SS: Who is inspirational to you?
RJ: Betsy Wade, the first female copy desk chief for the New York Times, Eileen Shanahan, first woman hired by the New York Times Washington Bureau and founder of her own magazine called Governing and Caryl Rivers is a wonderful writer and reporter.

SS: Where do you see Women’s Enews in the future?
RJ: I want it to be as ubiquitous as CNN. I just want it, you know, to be an institution that people come to rely on, such as CNN with the same credibility and reach.

SS: Do you advertise on your Web site?
RJ: No we do not accept advertising on our Web site. And our links are not courtesy links. Our links are only to organizations that we have used and cited in our news stories. So that our links are editorially related and not advertisements.

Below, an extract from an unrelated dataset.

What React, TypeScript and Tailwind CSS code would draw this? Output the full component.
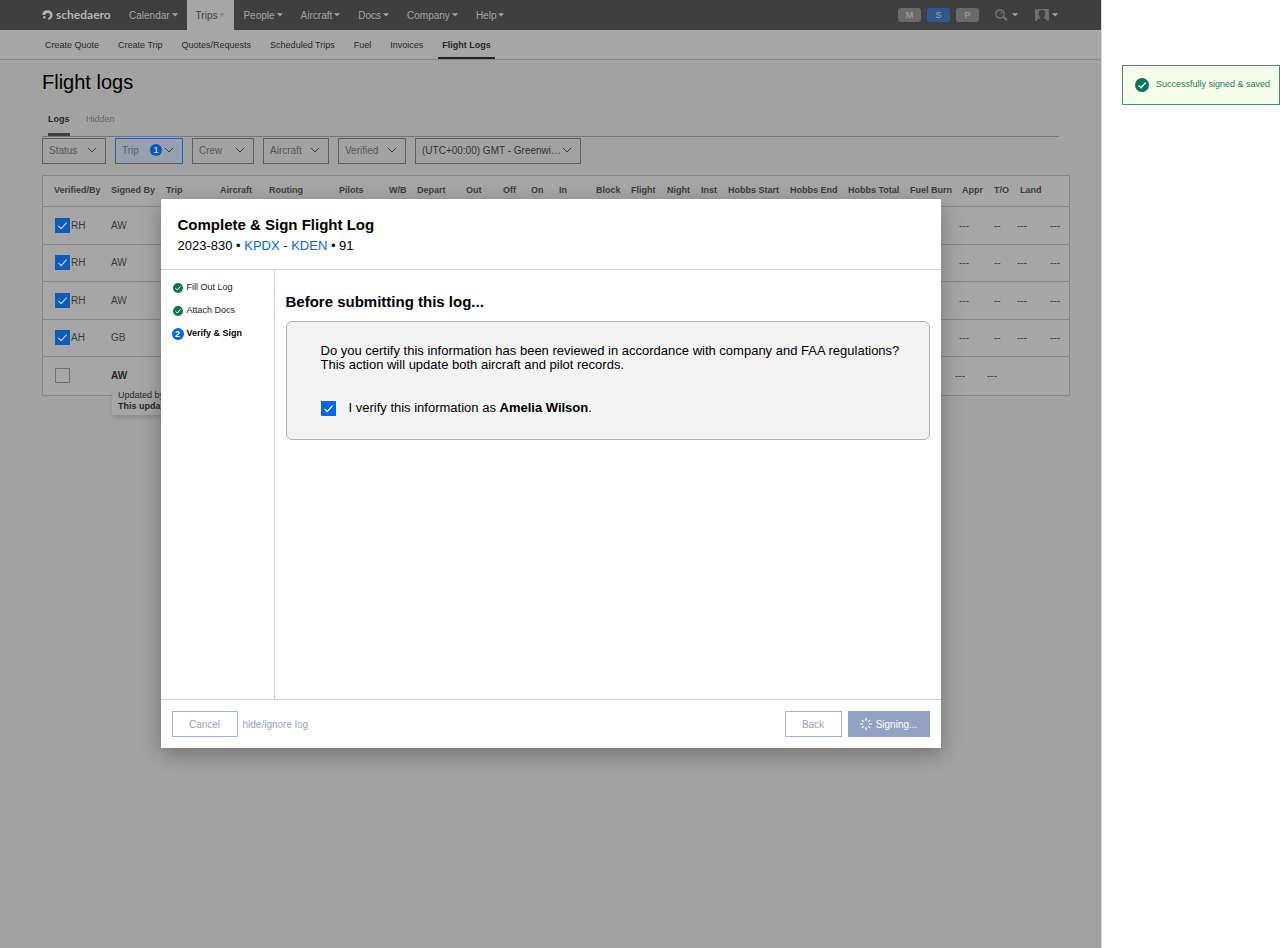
import { useState } from 'react';
import type { ReactNode } from 'react';

const NAV_ITEMS = ['Calendar', 'Trips', 'People', 'Aircraft', 'Docs', 'Company', 'Help'];

const SUB_NAV_ITEMS = [
  'Create Quote',
  'Create Trip',
  'Quotes/Requests',
  'Scheduled Trips',
  'Fuel',
  'Invoices',
  'Flight Logs',
];

const FILTERS = [
  { label: 'Status', width: 'w-[64px]' },
  { label: 'Trip', width: 'w-[68px]', count: 1 },
  { label: 'Crew', width: 'w-[62px]' },
  { label: 'Aircraft', width: 'w-[66px]' },
  { label: 'Verified', width: 'w-[68px]' },
];

const COLUMNS = [
  { label: 'Verified/By', width: 'w-[68px]', pad: 'pl-[11px]' },
  { label: 'Signed By', width: 'w-[55px]' },
  { label: 'Trip', width: 'w-[54px]' },
  { label: 'Aircraft', width: 'w-[49px]' },
  { label: 'Routing', width: 'w-[70px]' },
  { label: 'Pilots', width: 'w-[50px]' },
  { label: 'W/B', width: 'w-[28px]' },
  { label: 'Depart', width: 'w-[49px]' },
  { label: 'Out', width: 'w-[37px]' },
  { label: 'Off', width: 'w-[28px]' },
  { label: 'On', width: 'w-[28px]' },
  { label: 'In', width: 'w-[37px]' },
  { label: 'Block', width: 'w-[35px]' },
  { label: 'Flight', width: 'w-[36px]' },
  { label: 'Night', width: 'w-[34px]' },
  { label: 'Inst', width: 'w-[27px]' },
  { label: 'Hobbs Start', width: 'w-[62px]' },
  { label: 'Hobbs End', width: 'w-[58px]' },
  { label: 'Hobbs Total', width: 'w-[62px]' },
  { label: 'Fuel Burn', width: 'w-[45px]' },
  { label: 'Appr', width: 'w-[32px]', pad: 'pl-[7px]' },
  { label: 'T/O', width: 'w-[30px]', pad: 'pl-[7px]' },
  { label: 'Land', width: 'w-[30px]', pad: 'pl-[3px]' },
  { label: '', width: '' },
];

const LOGS = [
  { id: 1, verifiedBy: 'RH', signedBy: 'AW' },
  { id: 2, verifiedBy: 'RH', signedBy: 'AW' },
  { id: 3, verifiedBy: 'RH', signedBy: 'AW' },
  { id: 4, verifiedBy: 'AH', signedBy: 'GB' },
  { id: 5, verifiedBy: '', signedBy: 'AW' },
];

function Caret({ className = '' }: { className?: string }) {
  return (
    <svg viewBox="0 0 6 4" className={`h-1 w-1.5 ${className}`} fill="currentColor" aria-hidden="true">
      <path d="M0 0.3h6L3 3.6z" />
    </svg>
  );
}

function Chevron() {
  return (
    <svg
      viewBox="0 0 10 6"
      className="pointer-events-none absolute right-[9px] top-[10px] h-1.5 w-2.5"
      fill="none"
      stroke="#3f3f3f"
      aria-hidden="true"
    >
      <path d="M0.8 0.8 5 5 9.2 0.8" />
    </svg>
  );
}

function CheckCircle({ className }: { className: string }) {
  return (
    <svg viewBox="0 0 14 14" className={`shrink-0 ${className}`} aria-hidden="true">
      <circle cx="7" cy="7" r="7" fill="#0f7355" />
      <path d="M3.6 7.4 6 9.8 10.6 4.6" fill="none" stroke="#fff" strokeWidth="1.4" />
    </svg>
  );
}

function CheckBox({ id, label, checked, onChange, dim }: {
  id: string;
  label: string;
  checked: boolean;
  onChange: () => void;
  dim?: boolean;
}) {
  return (
    <span className="relative block size-[15px] shrink-0">
      <input
        id={id}
        type="checkbox"
        aria-label={label}
        checked={checked}
        onChange={onChange}
        className={`block size-[15px] appearance-none border ${
          dim
            ? 'border-[#6e6e6e] checked:border-[#0d5cb8] checked:bg-[#0d5cb8]'
            : 'border-[#8a8a8a] checked:border-[#0868e0] checked:bg-[#0868e0]'
        }`}
      />
      {checked && (
        <svg
          viewBox="0 0 15 15"
          className="pointer-events-none absolute inset-0"
          fill="none"
          stroke={dim ? '#c4d3e6' : '#fff'}
          strokeWidth="1.2"
          aria-hidden="true"
        >
          <path d="M3.4 7.8 6.2 10.6 11.6 4.6" />
        </svg>
      )}
    </span>
  );
}

function Logo() {
  return (
    <a href="#" className="flex w-[78px] items-center gap-[3px] text-[#b4b4b4]">
      <svg viewBox="0 0 11 10" className="h-2.5 w-[11px] shrink-0" aria-hidden="true">
        <path
          d="M0.2 4.4C0.6 1.8 2.8 0.2 5.5 0.2c3 0 5.1 2 5.1 4.7 0 2.4-1.6 4.3-4 4.9l-1-1.4c1.5-.5 2.5-1.7 2.5-3.2C8.1 3.7 7 2.9 5.7 2.9 4.2 2.9 3.6 4.5 2.2 4.9 1.3 5.1.5 4.9.2 4.400z"
          fill="currentColor"
        />
        <circle cx="2.3" cy="7.2" r="1.3" fill="currentColor" />
      </svg>
      <span className="font-[Lato,sans-serif] text-[12px] leading-3 font-bold">schedaero</span>
    </a>
  );
}

function TopNav() {
  return (
    <header className="flex h-[30px] items-stretch bg-[#3f3f3f] pl-[42px] pr-[43px] text-[10px] text-[#a6a6a6]">
      <Logo />
      <nav className="flex flex-1 items-stretch">
        {NAV_ITEMS.map((item) => (
          <a
            key={item}
            href="#"
            className={`flex items-center gap-[2px] px-[9px] ${item === 'Trips' ? 'bg-[#a6a6a6] text-[#3f3f3f]' : ''}`}
          >
            {item}
            <Caret className={item === 'Trips' ? 'text-[#858585]' : ''} />
          </a>
        ))}
      </nav>
      <div className="flex items-center gap-1.5">
        <button className="h-3.5 w-[23px] rounded-[3px] bg-[#6b6b6b] text-[9px] leading-[14px] text-[#a6a6a6]">M</button>
        <button className="h-3.5 w-[23px] rounded-[3px] bg-[#30588f] text-[9px] leading-[14px] text-[#a6a6a6]">S</button>
        <button className="h-3.5 w-[23px] rounded-[3px] bg-[#6b6b6b] text-[9px] leading-[14px] text-[#a6a6a6]">P</button>
      </div>
      <button aria-label="Search" className="ml-4 flex items-center gap-1">
        <svg viewBox="0 0 13 12" className="h-3 w-[13px]" fill="none" stroke="#7a7a7a" aria-hidden="true">
          <circle cx="5" cy="5" r="4.2" strokeWidth="1.2" />
          <path d="M8.2 7.7 12 11" strokeWidth="2" />
          <path d="M5 2.8a2.2 2.2 0 0 1 2 2.2" strokeWidth="0.8" />
        </svg>
        <Caret />
      </button>
      <button aria-label="Account" className="ml-[17px] flex items-center gap-[3px]">
        <svg viewBox="0 0 14 12" className="h-3 w-3.5" aria-hidden="true">
          <rect width="14" height="12" rx="1" fill="#6f6f6f" />
          <path
            d="M7 1c2.3 0 3.4 1.5 3.3 3.4 0 1.6-.6 2.9-1.5 3.6v1.2L12 10.800V12H2v-1.2l3.2-1.6V8C4.3 7.3 3.7 6 3.7 4.4 3.6 2.5 4.7 1 7 1z"
            fill="#3f3f3f"
          />
        </svg>
        <Caret />
      </button>
    </header>
  );
}

function SubNav() {
  return (
    <nav className="flex h-[30px] items-stretch gap-[11px] border-b border-[#868686] bg-[#a6a6a6] pl-[41px] text-[9px] text-[#262626]">
      {SUB_NAV_ITEMS.map((item) => (
        <a
          key={item}
          href="#"
          className={`flex items-center border-b-2 px-1 pt-1 ${
            item === 'Flight Logs' ? 'border-[#1f2423] font-bold' : 'border-transparent'
          }`}
        >
          {item}
        </a>
      ))}
    </nav>
  );
}

function Filters() {
  return (
    <div className="flex flex-wrap gap-[9px]">
      {FILTERS.map((filter) => (
        <div key={filter.label} className={`relative ${filter.width}`}>
          <select
            aria-label={filter.label}
            className={`h-[26px] w-full appearance-none border px-1.5 text-[10px] ${
              filter.count ? 'border-[#2765ad] bg-[#95a1b0] text-[#5c5f63]' : 'border-[#5e5e5e] text-[#555]'
            }`}
          >
            <option>{filter.label}</option>
          </select>
          {filter.count && (
            <span className="pointer-events-none absolute right-[21px] top-[7px] size-3 rounded-full bg-[#0a58b5] text-center text-[9px] leading-3 font-bold text-[#b5c6dd]">
              {filter.count}
            </span>
          )}
          <Chevron />
        </div>
      ))}
      <div className="relative w-[166px]">
        <select
          aria-label="Time zone"
          className="h-[26px] w-full appearance-none border border-[#5e5e5e] px-1.5 text-[10px] text-[#333]"
        >
          <option>(UTC+00:00) GMT - Greenwi…</option>
        </select>
        <Chevron />
      </div>
    </div>
  );
}

function LogsTable() {
  const [verified, setVerified] = useState([1, 2, 3, 4]);

  function toggle(id: number) {
    setVerified(verified.includes(id) ? verified.filter((v) => v !== id) : [...verified, id]);
  }

  return (
    <div className="border border-[#868686] bg-[#a6a6a6]">
      <table className="w-full table-fixed border-separate border-spacing-0 text-left">
        <thead>
          <tr className="h-[31px] text-[9px] text-[#3b3b3b]">
            {COLUMNS.map((col) => (
              <th
                key={col.label}
                className={`border-b border-[#868686] p-0 font-bold whitespace-nowrap ${col.width} ${col.pad || ''}`}
              >
                {col.label}
              </th>
            ))}
          </tr>
        </thead>
        <tbody>
          {LOGS.map((log) => {
            const pending = !log.verifiedBy;
            const cell = pending ? 'p-0' : 'border-b border-[#868686] p-0';
            return (
              <tr key={log.id} className="text-[10px] text-[#3b3b3b] odd:h-[38px] even:h-[37px]">
                <td className={cell}>
                  <div className="flex items-center gap-[1px] pl-3">
                    <CheckBox
                      id={`log-${log.id}`}
                      label="Verified"
                      dim
                      checked={verified.includes(log.id)}
                      onChange={() => toggle(log.id)}
                    />
                    {log.verifiedBy}
                  </div>
                </td>
                <td className={cell}>
                  {pending ? (
                    <div className="relative font-bold text-[#262626]">
                      {log.signedBy}
                      <div className="absolute left-px top-[19px] bg-[#a6a6a6] px-1.5 py-[3px] text-[9px] leading-[11px] font-normal whitespace-nowrap shadow-md">
                        <p>Updated by</p>
                        <p className="font-bold">This update</p>
                      </div>
                    </div>
                  ) : (
                    log.signedBy
                  )}
                </td>
                <td colSpan={18} className={cell} />
                <td className={cell}>
                  <span className={pending ? '' : 'pl-1'}>---</span>
                </td>
                <td className={cell}>
                  <span className={pending ? '' : 'pl-[7px]'}>{pending ? '---' : '--'}</span>
                </td>
                <td className={cell}>{pending ? '' : '---'}</td>
                <td className={cell}>
                  <span className="pl-[3px]">{pending ? '' : '---'}</span>
                </td>
              </tr>
            );
          })}
        </tbody>
      </table>
    </div>
  );
}

function Step({ icon, children, current }: { icon: ReactNode; children: ReactNode; current?: boolean }) {
  return (
    <li
      className={`flex h-[23px] items-center text-[9px] ${current ? 'font-bold text-black' : 'text-[#222]'}`}
      aria-current={current ? 'step' : undefined}
    >
      <span className="mr-[3px] flex w-3 justify-center">{icon}</span>
      {children}
    </li>
  );
}

function SignDialog() {
  const [certified, setCertified] = useState(true);

  return (
    <section
      role="dialog"
      aria-labelledby="dialog-title"
      className="relative w-full max-w-[780px] bg-white text-black shadow-[0_6px_20px_rgba(0,0,0,0.3)]"
    >
      <header className="border-b border-[#d0d0d0] px-[17px] pt-[17px] pb-[15px]">
        <h2 id="dialog-title" className="text-[15px] leading-[18px] font-bold">
          Complete &amp; Sign Flight Log
        </h2>
        <p className="pt-1 text-[13px] leading-4">
          2023-830 • <a href="#" className="text-[#0868e0]">KPDX</a> -{' '}
          <a href="#" className="text-[#0868e0]">KDEN</a> • 91
        </p>
      </header>

      <div className="flex min-h-[429px]">
        <ol className="w-[114px] shrink-0 border-r border-[#d0d0d0] pl-[11px] pt-1.5">
          <Step icon={<CheckCircle className="size-2.5" />}>Fill Out Log</Step>
          <Step icon={<CheckCircle className="size-2.5" />}>Attach Docs</Step>
          <Step
            current
            icon={
              <span className="size-3 rounded-full bg-[#0868e0] text-center text-[9px] leading-3 text-white">2</span>
            }
          >
            Verify &amp; Sign
          </Step>
        </ol>

        <div className="flex-1 px-[11px] pt-[22px]">
          <h3 className="text-[15px] leading-5 font-bold">Before submitting this log...</h3>
          <div className="mt-[9px] rounded-md border border-[#b0b0b0] bg-[#f3f3f3] pl-[34px] pr-4 pt-[22px] pb-[23px]">
            <p className="text-[13px] leading-[14px]">
              Do you certify this information has been reviewed in accordance with company and FAA regulations?
              <br />
              This action will update both aircraft and pilot records.
            </p>
            <div className="mt-7 flex items-center gap-[13px]">
              <CheckBox
                id="certify"
                label="I verify this information as Amelia Wilson."
                checked={certified}
                onChange={() => setCertified(!certified)}
              />
              <label htmlFor="certify" className="text-[13px] leading-4">
                I verify this information as <b>Amelia Wilson</b>.
              </label>
            </div>
          </div>
        </div>
      </div>

      <footer className="flex items-center border-t border-[#d0d0d0] px-[11px] py-[11px] text-[10px] text-[#92a3c4]">
        <button className="h-[26px] w-[66px] border border-[#a3b2d0]">Cancel</button>
        <a href="#" className="ml-[5px] flex-1">hide/ignore log</a>
        <button className="h-[26px] w-[57px] border border-[#a3b2d0]">Back</button>
        <button className="ml-1.5 flex h-[26px] w-[82px] items-center justify-center gap-1 bg-[#92a2c2] text-white">
          <svg viewBox="0 0 12 12" className="size-3" stroke="#fff" strokeWidth="1.2" aria-hidden="true">
            <path d="M6 0v3M6 9v3M0 6h3M9 6h3M1.8 1.8l2 2M8.2 8.2l2 2M1.8 10.2l2-2M8.2 3.8l2-2" />
          </svg>
          Signing...
        </button>
      </footer>
    </section>
  );
}

export default function App() {
  return (
    <div className="flex min-h-screen bg-white font-['Liberation_Sans',Arial,sans-serif]">
      <div className="relative min-w-0 flex-1 border-r border-[#d8d8d8] bg-[#a2a2a2]">
        <TopNav />
        <SubNav />
        <main className="pl-[42px] pt-[10px]">
          <div className="pr-[42px]">
            <h1 className="text-[20px] leading-6 text-black">Flight logs</h1>
            <div role="tablist" className="mt-[17px] flex gap-4 border-b border-[#777] pl-1.5 text-[9px]">
              <button role="tab" aria-selected="true" className="h-[25px] w-[22px] border-b-3 border-[#3f3f3f] pb-1 text-left font-bold text-[#262626]">
                Logs
              </button>
              <button role="tab" aria-selected="false" className="h-[25px] border-b-3 border-transparent pb-1 text-[#666]">
                Hidden
              </button>
            </div>
            <Filters />
          </div>
          <div className="pt-[11px] pr-[31px]">
            <LogsTable />
          </div>
        </main>

        <div className="absolute inset-x-0 top-[199px] flex justify-center">
          <SignDialog />
        </div>
      </div>

      <aside className="w-[178px] shrink-0 pl-5 pt-[65px]">
        <div
          role="status"
          className="flex h-10 items-center gap-[7px] border border-[#3f8f76] bg-[#f6fdea] pl-3 text-[9px] whitespace-nowrap text-[#1d7a5c]"
        >
          <CheckCircle className="size-3.5" />
          Successfully signed &amp; saved
        </div>
      </aside>
    </div>
  );
}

SS: How have things changed for women in the news media and the newsroom over the last 30 years?
RJ: Many more women have entered the field, and gradually under sheer pressure of numbers, some have risen further than ever they had in the early days of the women’s movement. However, we still we don’t know the precise numbers of women in editorial positions. The one organization that counts that kind of thing, the American Society of Newspaper Editors, really hasn’t made public a definitive study, if it’s done it, on the number of women calling the shots. That is really where we need women. It is good to have women reporters, but reporting is an entry-level position in most cases. Some extraordinary people love it and just become senior reporters. It’s wonderful to have female copy editors and the language has changed as a result. And copy editors are enormously important. Yet, there is a high turnover rate in the industry and women often feel compelled to leave when they want to become a parent. We do not have enough women in the leadership positions in the industry. If women ran the news industry, the lack of adequate child care would be front-page news every day until the situation changed.